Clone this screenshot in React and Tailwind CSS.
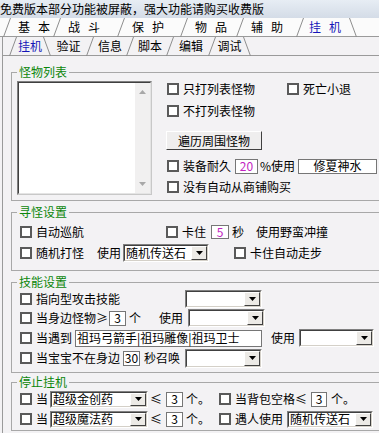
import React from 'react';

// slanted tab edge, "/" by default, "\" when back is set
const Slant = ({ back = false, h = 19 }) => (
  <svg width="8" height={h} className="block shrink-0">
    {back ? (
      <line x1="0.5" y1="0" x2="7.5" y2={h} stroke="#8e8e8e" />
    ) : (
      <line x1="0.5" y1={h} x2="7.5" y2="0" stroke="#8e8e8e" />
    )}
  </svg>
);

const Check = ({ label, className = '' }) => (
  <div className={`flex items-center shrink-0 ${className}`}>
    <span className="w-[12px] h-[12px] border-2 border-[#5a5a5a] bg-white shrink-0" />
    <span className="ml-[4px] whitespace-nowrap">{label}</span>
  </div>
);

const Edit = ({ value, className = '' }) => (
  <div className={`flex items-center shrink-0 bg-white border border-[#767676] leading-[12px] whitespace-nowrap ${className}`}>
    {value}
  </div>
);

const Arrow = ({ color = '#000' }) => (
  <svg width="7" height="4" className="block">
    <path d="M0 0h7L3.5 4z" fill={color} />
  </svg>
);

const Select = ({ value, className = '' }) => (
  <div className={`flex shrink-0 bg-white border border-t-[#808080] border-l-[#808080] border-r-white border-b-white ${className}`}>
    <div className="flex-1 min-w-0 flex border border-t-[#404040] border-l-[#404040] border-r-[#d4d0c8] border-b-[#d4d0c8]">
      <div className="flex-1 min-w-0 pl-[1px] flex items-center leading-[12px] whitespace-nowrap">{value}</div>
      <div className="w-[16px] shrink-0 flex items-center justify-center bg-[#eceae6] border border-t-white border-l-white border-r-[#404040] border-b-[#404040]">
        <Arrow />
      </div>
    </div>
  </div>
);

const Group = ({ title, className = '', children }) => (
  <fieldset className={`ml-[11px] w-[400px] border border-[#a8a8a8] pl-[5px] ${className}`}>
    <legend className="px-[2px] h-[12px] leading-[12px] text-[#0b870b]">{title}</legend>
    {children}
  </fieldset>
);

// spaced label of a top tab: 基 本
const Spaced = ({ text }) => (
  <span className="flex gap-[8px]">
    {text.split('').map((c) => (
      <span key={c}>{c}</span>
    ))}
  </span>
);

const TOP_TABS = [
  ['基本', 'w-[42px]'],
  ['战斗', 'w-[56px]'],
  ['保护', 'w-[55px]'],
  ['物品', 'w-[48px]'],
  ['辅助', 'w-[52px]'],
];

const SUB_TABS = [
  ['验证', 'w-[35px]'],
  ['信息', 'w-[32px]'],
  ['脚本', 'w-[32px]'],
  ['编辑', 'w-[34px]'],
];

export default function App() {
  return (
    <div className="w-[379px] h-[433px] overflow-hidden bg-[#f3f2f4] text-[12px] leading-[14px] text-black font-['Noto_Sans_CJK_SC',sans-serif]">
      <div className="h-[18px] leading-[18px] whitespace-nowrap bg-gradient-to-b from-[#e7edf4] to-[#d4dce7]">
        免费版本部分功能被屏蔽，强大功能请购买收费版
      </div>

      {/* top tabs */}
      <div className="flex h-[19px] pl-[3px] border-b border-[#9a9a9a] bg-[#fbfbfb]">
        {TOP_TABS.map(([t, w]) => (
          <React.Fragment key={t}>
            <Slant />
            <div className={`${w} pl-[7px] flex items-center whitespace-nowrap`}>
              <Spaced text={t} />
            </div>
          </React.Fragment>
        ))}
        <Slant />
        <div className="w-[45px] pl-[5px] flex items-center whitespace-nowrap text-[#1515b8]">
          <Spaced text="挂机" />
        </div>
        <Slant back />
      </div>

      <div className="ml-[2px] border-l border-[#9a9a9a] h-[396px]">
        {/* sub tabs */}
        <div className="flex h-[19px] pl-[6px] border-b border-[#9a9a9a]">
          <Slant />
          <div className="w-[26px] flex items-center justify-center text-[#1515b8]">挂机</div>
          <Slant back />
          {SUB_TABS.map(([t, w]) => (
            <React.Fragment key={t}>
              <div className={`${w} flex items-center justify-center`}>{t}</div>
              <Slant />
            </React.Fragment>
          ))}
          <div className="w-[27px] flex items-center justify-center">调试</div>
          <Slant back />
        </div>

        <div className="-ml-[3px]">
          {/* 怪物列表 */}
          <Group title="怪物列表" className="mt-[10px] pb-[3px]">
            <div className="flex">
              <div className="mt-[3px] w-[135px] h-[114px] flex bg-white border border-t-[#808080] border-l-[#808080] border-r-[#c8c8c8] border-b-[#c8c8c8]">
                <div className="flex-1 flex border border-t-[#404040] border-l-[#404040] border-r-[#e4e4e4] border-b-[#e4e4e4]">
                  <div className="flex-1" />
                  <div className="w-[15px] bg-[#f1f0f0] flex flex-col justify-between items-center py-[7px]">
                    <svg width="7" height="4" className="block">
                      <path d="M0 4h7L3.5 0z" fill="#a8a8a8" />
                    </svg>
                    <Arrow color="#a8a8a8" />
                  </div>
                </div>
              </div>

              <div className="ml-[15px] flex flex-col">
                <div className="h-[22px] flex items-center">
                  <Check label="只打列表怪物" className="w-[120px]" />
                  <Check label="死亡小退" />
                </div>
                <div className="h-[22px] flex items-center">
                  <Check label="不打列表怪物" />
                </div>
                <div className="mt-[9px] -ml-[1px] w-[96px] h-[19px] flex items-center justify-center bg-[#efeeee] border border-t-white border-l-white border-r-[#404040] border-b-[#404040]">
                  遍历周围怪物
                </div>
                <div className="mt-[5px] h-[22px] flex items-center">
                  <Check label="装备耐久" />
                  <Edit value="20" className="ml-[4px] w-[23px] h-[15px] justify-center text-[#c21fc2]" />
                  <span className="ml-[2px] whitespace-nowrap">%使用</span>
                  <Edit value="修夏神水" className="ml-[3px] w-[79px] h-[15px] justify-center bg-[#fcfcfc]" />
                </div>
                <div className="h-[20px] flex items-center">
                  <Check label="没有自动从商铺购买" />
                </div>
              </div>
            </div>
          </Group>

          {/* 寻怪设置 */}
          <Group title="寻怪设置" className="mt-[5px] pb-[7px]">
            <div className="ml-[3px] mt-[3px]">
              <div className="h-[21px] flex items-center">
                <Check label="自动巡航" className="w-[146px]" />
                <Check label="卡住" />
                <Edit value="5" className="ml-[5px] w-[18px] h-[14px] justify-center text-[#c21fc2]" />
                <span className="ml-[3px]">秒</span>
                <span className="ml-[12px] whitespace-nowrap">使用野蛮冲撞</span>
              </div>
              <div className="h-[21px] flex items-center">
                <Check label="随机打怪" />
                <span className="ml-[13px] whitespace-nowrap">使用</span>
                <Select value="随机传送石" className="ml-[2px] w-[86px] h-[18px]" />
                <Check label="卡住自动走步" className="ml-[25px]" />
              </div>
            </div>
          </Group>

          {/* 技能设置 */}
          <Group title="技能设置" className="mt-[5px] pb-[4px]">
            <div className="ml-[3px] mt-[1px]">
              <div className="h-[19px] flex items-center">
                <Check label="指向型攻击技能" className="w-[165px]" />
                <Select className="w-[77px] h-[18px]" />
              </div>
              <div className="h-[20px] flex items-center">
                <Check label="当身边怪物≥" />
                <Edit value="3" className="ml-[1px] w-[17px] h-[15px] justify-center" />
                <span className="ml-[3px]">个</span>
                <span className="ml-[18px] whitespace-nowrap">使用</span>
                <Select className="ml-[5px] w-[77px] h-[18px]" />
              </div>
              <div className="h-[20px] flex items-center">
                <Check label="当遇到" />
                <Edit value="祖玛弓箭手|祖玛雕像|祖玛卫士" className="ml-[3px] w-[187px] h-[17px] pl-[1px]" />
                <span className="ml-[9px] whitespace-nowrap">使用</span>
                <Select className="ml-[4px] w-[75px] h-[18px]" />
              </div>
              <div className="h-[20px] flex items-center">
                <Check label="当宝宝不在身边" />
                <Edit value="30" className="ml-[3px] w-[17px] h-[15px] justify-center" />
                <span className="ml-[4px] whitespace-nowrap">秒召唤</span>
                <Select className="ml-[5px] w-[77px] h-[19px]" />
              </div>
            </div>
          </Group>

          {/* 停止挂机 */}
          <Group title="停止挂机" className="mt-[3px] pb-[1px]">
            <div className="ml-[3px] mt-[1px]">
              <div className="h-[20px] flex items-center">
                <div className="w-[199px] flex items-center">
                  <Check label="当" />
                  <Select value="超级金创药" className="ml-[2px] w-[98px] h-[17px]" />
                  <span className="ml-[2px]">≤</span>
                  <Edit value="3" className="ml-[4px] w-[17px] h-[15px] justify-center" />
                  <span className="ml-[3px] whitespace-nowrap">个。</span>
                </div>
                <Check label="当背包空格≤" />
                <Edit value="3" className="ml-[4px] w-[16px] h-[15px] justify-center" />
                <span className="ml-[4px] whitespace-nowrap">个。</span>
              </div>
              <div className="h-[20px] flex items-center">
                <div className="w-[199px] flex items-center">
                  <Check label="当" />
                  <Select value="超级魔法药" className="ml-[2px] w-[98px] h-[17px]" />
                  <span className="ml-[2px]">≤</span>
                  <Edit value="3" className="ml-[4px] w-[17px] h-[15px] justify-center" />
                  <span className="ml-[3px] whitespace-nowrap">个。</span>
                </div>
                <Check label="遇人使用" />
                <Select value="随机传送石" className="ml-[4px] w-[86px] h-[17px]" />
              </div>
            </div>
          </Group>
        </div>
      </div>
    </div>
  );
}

━━━━━━━━━━━━━━━━━━━━━━━━━━━━━━

Stated goal:
Gather each line that holds "React".

Response to this exercise:
Clone this screenshot in React and Tailwind CSS.
import React from 'react';
          <React.Fragment key={t}>
          </React.Fragment>
            <React.Fragment key={t}>
            </React.Fragment>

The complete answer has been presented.